Saints Benedict and Onuphrius

c. 1410

Tempera and gold on Softwood Panel

35 x 26 3/8 in. (89 x 67 cm)

Meadows Museum, SMU, Dallas. Museum purchase with funds generously provided by Richard and Luba Barrett, MM.2017.01


Hear a reading of the object label (1:22 minutes)

Audio Transcript

This panel is from a predella, or banco, of a larger altarpiece that was dismantled at an unknown date. In addition to Saints Benedict and Onuphrius, two additional panels are now in the collection of the Indianapolis Museum of Art, while the whereabouts of the remaining three is unknown. 

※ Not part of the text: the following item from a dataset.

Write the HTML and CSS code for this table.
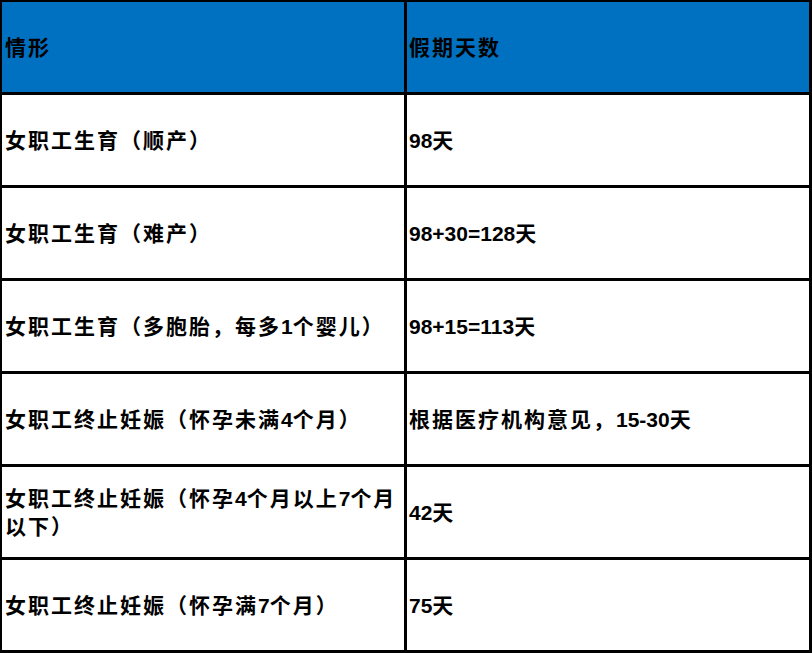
FILE: index.html
```html
<!DOCTYPE html>
<html lang="zh-CN">
<head>
<meta charset="utf-8">
<title>假期天数</title>
<link rel="stylesheet" href="styles.css">
</head>
<body>
<div class="table">
  <div class="cell head"><p class="txt">情形</p></div>
  <div class="cell head"><p class="txt">假期天数</p></div>

  <div class="cell"><p class="txt">女职工生育（顺产）</p></div>
  <div class="cell"><p class="txt"><span class="num">98</span>天</p></div>

  <div class="cell"><p class="txt">女职工生育（难产）</p></div>
  <div class="cell"><p class="txt"><span class="num">98+30=128</span>天</p></div>

  <div class="cell"><p class="txt">女职工生育（多胞胎，每多<span class="num">1</span>个婴儿）</p></div>
  <div class="cell"><p class="txt"><span class="num">98+15=113</span>天</p></div>

  <div class="cell"><p class="txt">女职工终止妊娠（怀孕未满<span class="num">4</span>个月）</p></div>
  <div class="cell"><p class="txt">根据医疗机构意见，<span class="num">15-30</span>天</p></div>

  <div class="cell"><p class="txt">女职工终止妊娠（怀孕<span class="num">4</span>个月以上<span class="num">7</span>个月以下）</p></div>
  <div class="cell"><p class="txt"><span class="num">42</span>天</p></div>

  <div class="cell"><p class="txt">女职工终止妊娠（怀孕满<span class="num">7</span>个月）</p></div>
  <div class="cell"><p class="txt"><span class="num">75</span>天</p></div>
</div>
</body>
</html>
```

FILE: styles.css
```css
html, body {
  margin: 0;
  padding: 0;
  background: #ffffff;
}

.table {
  width: 812px;
  height: 653px;
  box-sizing: border-box;
  display: grid;
  grid-template-columns: 402px 402px;
  grid-auto-rows: 90px;
  gap: 3px;
  padding: 2px 3px 3px 2px;
  background: #000000;
}

.cell {
  background: #ffffff;
  display: flex;
  align-items: center;
  padding: 1px 2px 0 3px;
  font-family: "Liberation Sans", "Noto Sans CJK SC", sans-serif;
  font-weight: 700;
  font-size: 21px;
  line-height: 28px;
  letter-spacing: 2px;
  color: #000000;
}

.cell:nth-child(even) {
  padding-left: 2px;
}

.cell.head {
  background: #0070c0;
}

.txt {
  margin: 0;
}

.num {
  letter-spacing: 0;
}
```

Pere Vall, whose style is characterized by strong, dark contours applied to facial features, was active in the town of Cardona, located to the northeast of Barcelona. The choice of Benedict and Onuphrius was in step with early fifteenth-century popular devotion. Saint Benedict (d. 543) was the influential founder of the monastic order that bears his name, which ran powerful and well-established institutions all over Spain and Western Christendom. His black habit and tonsure identify him as a monk while the book in his hand is the rule, or code by which Benedictine monks live, and which he famously authored. This well-known saint’s more obscure, and amusingly shaggy, companion, Saint Onuphrius, may be less familiar to modern viewers. However, the third-century Egyptian hermit was the object of an active cult in medieval Iberia. To him were attributed a number of miracles in which people were saved from drowning, ironically perhaps for a desert ascetic, but very meaningful for a seafaring nation.